Radiation Therapy
The clean-up crew
Published by The Day – December 24. 2015 12:24PM
Melissa Johnson
The journey continues. And it is a journey, even though some may think that word is too soft to describe the grueling, undesirable process of cancer treatment. To be sure, I’d rather be driving across the country on an epic road trip like I did in 2004, or backpacking across Europe like I did the year after. But all three journeys brought me new friends, new experiences, new memories and new lessons about myself — and I’d venture to say that my cancer journey has taught me more about myself than one marked by passport stamps or state lines.
I’m now halfway through radiation therapy. I have appointments every weekday for 25 days, and luckily for me, a Yale radiation oncologist specializing in breast cancer treatment has set up shop at the new L+M Cancer Center in Waterford, so I don’t have to drive to New Haven every day. (That’s a journey I’m glad not to be making.)
I check in and get my paper ID bracelet, which the receptionist decorates with a colorful sticker jewel after she prints it out. I hang out in the awesome waiting room, which is decked out with a flat-screen TV, comfortable couches, a Keurig machine and snacks. It’s more like a living room than a medical center.
My cancer buddy, a.k.a. Dad, almost always meets me there. He had his own radiation treatment there last year, so he knows everyone there. He smiles at the employees and the other cancer patients he doesn’t know. I didn’t think I’d need him as much as I needed him when I was having chemo, since my appointments are so quick, but I felt forlorn the one time he couldn’t come to radiation.
A radiation tech fetches me from the waiting room, and I change into a hospital gown. I see the same two women in the changing room and waiting area, the women with the appointments before and after mine, respectively. The woman before me, an older, grandmotherly lady, always smiles at me and wishes me luck. I go into the control room to confirm I’m me and that we’re treating my right side.

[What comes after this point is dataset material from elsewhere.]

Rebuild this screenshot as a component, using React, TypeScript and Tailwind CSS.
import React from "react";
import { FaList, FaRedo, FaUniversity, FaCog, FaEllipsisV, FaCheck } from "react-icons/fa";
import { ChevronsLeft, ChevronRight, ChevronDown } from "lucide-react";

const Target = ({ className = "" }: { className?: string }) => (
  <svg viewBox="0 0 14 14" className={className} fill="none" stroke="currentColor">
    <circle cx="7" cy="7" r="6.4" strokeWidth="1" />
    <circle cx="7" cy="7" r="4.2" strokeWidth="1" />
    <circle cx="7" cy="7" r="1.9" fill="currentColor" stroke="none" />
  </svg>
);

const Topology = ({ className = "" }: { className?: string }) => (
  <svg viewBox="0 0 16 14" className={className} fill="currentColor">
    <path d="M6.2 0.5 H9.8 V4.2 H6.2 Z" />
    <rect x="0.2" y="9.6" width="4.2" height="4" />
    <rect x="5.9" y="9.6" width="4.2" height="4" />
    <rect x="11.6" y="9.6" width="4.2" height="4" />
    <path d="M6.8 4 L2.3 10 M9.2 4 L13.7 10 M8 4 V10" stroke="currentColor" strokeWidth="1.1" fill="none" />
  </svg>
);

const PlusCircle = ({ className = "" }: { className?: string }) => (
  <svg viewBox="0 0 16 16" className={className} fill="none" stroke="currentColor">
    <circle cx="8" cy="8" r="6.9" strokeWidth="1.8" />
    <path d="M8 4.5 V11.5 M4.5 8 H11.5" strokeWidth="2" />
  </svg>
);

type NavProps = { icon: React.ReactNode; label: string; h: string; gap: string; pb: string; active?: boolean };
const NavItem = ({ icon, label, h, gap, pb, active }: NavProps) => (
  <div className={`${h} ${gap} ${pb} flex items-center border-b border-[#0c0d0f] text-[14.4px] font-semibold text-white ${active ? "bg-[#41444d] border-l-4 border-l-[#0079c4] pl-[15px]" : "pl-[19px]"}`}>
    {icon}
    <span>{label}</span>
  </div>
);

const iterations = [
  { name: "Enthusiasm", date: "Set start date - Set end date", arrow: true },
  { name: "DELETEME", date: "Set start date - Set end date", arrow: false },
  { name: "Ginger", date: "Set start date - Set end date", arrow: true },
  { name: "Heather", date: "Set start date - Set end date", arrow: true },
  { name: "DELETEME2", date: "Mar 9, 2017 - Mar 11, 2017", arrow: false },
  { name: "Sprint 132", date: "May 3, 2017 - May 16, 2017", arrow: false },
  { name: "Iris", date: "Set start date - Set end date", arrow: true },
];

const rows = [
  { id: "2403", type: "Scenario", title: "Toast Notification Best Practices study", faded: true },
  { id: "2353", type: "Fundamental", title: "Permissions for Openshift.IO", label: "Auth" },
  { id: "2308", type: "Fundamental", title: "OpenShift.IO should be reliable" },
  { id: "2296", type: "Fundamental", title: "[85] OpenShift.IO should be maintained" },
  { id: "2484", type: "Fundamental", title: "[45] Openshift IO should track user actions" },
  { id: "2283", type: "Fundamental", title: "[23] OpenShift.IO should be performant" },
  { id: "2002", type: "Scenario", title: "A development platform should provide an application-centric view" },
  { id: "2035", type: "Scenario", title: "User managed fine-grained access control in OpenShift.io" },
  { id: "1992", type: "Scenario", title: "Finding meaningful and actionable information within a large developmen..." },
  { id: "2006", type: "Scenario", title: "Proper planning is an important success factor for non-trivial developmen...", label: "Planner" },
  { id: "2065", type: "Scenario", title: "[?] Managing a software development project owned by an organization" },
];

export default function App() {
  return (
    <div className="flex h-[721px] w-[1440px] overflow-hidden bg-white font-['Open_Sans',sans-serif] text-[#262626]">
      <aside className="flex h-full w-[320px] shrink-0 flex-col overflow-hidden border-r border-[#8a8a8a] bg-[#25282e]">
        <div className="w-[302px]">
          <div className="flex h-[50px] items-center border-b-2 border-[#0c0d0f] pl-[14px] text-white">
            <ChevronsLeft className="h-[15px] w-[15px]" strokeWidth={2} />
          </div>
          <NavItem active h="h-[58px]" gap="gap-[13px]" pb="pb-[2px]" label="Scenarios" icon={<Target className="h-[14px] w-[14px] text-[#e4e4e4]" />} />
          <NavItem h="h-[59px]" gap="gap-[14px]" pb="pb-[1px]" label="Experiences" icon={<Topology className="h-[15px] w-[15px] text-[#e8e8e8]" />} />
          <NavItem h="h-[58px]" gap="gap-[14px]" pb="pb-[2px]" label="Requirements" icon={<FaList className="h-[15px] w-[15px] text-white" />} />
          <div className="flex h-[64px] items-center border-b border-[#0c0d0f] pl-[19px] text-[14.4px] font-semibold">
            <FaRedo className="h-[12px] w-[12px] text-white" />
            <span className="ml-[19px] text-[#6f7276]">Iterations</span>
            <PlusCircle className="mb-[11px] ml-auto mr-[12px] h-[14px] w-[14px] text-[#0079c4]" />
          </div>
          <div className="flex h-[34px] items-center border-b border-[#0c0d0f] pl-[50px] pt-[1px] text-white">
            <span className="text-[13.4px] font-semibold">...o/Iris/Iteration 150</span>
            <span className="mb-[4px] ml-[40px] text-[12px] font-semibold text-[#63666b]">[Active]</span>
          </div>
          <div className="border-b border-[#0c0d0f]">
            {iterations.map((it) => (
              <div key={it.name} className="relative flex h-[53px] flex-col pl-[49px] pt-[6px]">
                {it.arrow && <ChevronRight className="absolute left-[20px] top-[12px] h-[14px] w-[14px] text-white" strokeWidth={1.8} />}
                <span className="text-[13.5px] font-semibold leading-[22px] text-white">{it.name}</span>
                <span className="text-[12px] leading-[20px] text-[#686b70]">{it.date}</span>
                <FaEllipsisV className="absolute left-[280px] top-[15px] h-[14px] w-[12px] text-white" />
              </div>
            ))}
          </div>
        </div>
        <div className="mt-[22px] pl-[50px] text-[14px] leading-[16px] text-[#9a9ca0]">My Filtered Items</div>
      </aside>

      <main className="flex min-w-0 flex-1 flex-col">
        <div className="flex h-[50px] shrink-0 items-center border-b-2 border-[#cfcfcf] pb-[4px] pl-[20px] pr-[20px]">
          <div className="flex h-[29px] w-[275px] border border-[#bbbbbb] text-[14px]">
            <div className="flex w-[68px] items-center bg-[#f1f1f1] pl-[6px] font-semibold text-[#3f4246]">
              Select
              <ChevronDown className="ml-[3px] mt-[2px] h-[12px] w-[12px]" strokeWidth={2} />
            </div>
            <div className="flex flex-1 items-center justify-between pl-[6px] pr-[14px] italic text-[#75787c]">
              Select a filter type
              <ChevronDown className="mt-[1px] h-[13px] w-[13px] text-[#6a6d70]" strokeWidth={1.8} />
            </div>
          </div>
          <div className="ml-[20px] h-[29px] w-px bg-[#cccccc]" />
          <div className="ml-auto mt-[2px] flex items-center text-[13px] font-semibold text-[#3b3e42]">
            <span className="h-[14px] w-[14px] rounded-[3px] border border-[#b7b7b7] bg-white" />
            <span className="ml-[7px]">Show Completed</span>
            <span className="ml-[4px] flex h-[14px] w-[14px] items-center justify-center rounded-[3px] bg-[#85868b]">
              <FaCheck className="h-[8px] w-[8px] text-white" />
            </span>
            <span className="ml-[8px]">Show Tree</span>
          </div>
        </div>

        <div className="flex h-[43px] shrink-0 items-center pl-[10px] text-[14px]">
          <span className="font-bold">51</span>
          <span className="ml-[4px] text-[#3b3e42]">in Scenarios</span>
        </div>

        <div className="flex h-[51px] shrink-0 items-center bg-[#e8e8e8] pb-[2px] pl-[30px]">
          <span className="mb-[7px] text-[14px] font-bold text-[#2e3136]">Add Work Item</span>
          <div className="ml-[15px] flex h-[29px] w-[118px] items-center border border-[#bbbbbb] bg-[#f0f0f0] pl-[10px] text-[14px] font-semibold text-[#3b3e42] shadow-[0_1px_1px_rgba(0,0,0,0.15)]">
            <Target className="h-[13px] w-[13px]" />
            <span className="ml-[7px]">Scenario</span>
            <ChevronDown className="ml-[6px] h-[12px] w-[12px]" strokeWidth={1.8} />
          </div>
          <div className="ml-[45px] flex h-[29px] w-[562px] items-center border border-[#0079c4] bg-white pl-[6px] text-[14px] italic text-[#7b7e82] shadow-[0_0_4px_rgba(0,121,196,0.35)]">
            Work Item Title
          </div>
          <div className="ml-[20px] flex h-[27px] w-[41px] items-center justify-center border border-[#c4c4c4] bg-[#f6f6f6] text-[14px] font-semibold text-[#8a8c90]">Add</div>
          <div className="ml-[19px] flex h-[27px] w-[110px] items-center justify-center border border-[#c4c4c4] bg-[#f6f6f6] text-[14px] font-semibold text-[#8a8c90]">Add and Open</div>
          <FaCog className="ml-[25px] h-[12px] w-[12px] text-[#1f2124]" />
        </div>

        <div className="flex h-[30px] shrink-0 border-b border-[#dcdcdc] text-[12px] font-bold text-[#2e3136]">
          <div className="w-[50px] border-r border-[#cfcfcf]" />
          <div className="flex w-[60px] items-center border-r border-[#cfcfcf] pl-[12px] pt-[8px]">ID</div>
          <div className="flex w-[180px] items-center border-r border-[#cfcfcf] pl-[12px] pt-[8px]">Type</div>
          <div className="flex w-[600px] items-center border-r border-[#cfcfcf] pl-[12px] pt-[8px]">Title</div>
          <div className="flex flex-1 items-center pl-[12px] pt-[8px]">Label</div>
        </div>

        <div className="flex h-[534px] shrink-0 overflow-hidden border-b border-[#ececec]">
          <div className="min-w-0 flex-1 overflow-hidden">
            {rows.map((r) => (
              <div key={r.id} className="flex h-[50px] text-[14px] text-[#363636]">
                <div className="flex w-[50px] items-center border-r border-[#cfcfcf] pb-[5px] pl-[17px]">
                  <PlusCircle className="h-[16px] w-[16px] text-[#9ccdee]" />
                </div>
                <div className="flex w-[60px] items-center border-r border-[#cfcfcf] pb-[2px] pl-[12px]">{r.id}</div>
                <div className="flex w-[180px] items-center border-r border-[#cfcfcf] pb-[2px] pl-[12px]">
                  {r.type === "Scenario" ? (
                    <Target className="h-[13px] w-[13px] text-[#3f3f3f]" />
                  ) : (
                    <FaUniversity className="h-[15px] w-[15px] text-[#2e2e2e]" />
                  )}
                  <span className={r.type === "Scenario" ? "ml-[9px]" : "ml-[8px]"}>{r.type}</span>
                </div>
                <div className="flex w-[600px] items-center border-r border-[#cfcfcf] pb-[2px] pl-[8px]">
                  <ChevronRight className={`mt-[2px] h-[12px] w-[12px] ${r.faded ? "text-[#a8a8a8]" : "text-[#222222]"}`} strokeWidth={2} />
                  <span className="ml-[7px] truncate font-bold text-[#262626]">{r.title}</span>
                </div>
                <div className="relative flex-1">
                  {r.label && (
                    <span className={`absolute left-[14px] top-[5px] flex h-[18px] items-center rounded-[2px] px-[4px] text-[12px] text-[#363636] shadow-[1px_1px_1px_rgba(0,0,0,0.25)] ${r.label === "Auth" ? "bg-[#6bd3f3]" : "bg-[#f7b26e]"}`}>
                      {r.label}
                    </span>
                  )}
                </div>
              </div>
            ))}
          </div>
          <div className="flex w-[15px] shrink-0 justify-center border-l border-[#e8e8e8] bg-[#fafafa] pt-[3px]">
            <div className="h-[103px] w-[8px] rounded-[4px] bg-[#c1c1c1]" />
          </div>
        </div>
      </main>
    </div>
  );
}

Then I’m led into the radiation chamber, a large room behind what looks like a metal door about a foot thick with a $4.5 million machine that shoots invisible radiation beams into my body while I lay on a table beneath it. The beams are precisely aimed at the spots we want to treat for any lingering cancer cells that chemo and my lumpectomy may have missed.

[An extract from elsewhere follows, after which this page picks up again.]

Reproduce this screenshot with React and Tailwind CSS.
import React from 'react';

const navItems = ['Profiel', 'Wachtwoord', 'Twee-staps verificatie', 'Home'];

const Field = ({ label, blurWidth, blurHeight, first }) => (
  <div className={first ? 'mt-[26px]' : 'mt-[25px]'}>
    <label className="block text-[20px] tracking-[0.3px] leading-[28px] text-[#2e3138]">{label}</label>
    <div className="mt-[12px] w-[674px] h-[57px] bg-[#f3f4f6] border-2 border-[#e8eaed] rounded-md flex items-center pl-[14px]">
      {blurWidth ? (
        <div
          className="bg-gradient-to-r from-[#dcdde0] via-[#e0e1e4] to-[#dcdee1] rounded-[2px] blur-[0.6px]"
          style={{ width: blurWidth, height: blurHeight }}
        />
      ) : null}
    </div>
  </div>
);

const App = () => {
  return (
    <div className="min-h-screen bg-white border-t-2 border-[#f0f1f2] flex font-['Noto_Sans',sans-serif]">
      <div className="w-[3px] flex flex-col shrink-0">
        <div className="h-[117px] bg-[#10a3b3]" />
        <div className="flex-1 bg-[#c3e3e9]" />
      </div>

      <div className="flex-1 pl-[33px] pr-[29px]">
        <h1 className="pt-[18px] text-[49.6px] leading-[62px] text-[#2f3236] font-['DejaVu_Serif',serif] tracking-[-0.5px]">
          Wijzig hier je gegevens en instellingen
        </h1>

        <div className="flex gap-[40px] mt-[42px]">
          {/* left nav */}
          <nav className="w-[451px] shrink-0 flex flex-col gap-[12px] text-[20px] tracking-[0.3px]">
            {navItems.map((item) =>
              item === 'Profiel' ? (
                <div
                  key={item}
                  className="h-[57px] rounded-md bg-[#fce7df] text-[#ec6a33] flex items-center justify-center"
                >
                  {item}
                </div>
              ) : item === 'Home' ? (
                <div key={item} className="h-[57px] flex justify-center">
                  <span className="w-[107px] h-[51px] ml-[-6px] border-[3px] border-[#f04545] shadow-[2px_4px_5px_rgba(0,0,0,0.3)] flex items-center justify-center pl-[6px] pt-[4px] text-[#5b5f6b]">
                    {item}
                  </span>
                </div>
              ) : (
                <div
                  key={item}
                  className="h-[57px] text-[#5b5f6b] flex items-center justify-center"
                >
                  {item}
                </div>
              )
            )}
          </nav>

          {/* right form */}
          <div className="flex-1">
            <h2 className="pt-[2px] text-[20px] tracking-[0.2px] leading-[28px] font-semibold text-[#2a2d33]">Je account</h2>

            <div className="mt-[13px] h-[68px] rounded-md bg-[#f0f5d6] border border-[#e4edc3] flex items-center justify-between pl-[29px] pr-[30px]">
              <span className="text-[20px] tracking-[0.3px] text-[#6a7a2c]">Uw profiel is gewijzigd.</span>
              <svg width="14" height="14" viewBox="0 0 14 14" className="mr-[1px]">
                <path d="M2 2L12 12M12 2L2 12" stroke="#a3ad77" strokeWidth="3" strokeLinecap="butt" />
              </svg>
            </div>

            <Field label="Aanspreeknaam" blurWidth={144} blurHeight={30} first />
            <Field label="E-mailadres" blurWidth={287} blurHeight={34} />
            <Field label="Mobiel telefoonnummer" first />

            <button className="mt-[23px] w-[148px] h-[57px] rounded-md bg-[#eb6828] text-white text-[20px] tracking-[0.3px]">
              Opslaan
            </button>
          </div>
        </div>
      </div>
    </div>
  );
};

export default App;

Radiation is usually the last aggressive component before the longer term treatments like Tamoxifen, a hormone suppression pill I will take for five years along with a monthly shot of Goserelin to put my ovaries to sleep. That treatment plan is an option for me only because I’m younger than 35 and my tumor was fueled by estrogen and progesterone. Tamoxifen and Goserelin will suppress my body’s production of those hormones, hopefully blocking any more tumors like the one I had from forming again.
I’m on the table for about five minutes total before the rotating plate that administers the radiation stops circling around me and comes to a rest directly above my face. The techs help me sit up and send me on my way. I change back into my shirt and my dad and I usually hang out in the plush waiting room and sip hot chocolate until the front desk staff kicks us out to close for the night. At home I apply the very fitting Udderly Smooth lotion to my breast and the area above and below it, over to the center of my chest since we’re treating lymph nodes there as well. Aside from a slight look of sunburn, my skin has held up well so far. But radiation’s effects are cumulative, so we’ll see how my right side is doing after two more weeks of zaps.
This journey offers only two destinations: remission or an early death. So I’m working toward remission and enjoying the journey as best I can, both the treatment aspects and the completely unrelated things that bring me joy, like my family and friends, music, movies, stargazing, my favorite Thai takeout, listening to the rain at night, and thinking about my dreams for the future.
Every time I turn around, I’m meeting or hearing about another woman with breast cancer. There are a lot of us, unfortunately, but one piece of advice I have is to ignore the statistics. You are not a number or a percentage. You could very well be the person who beats the odds. People have called me brave, but all I do is show up to my appointments and pay attention when the doctors explain my options.
Sometimes that’s all any of us can do. That, and enjoy the journey.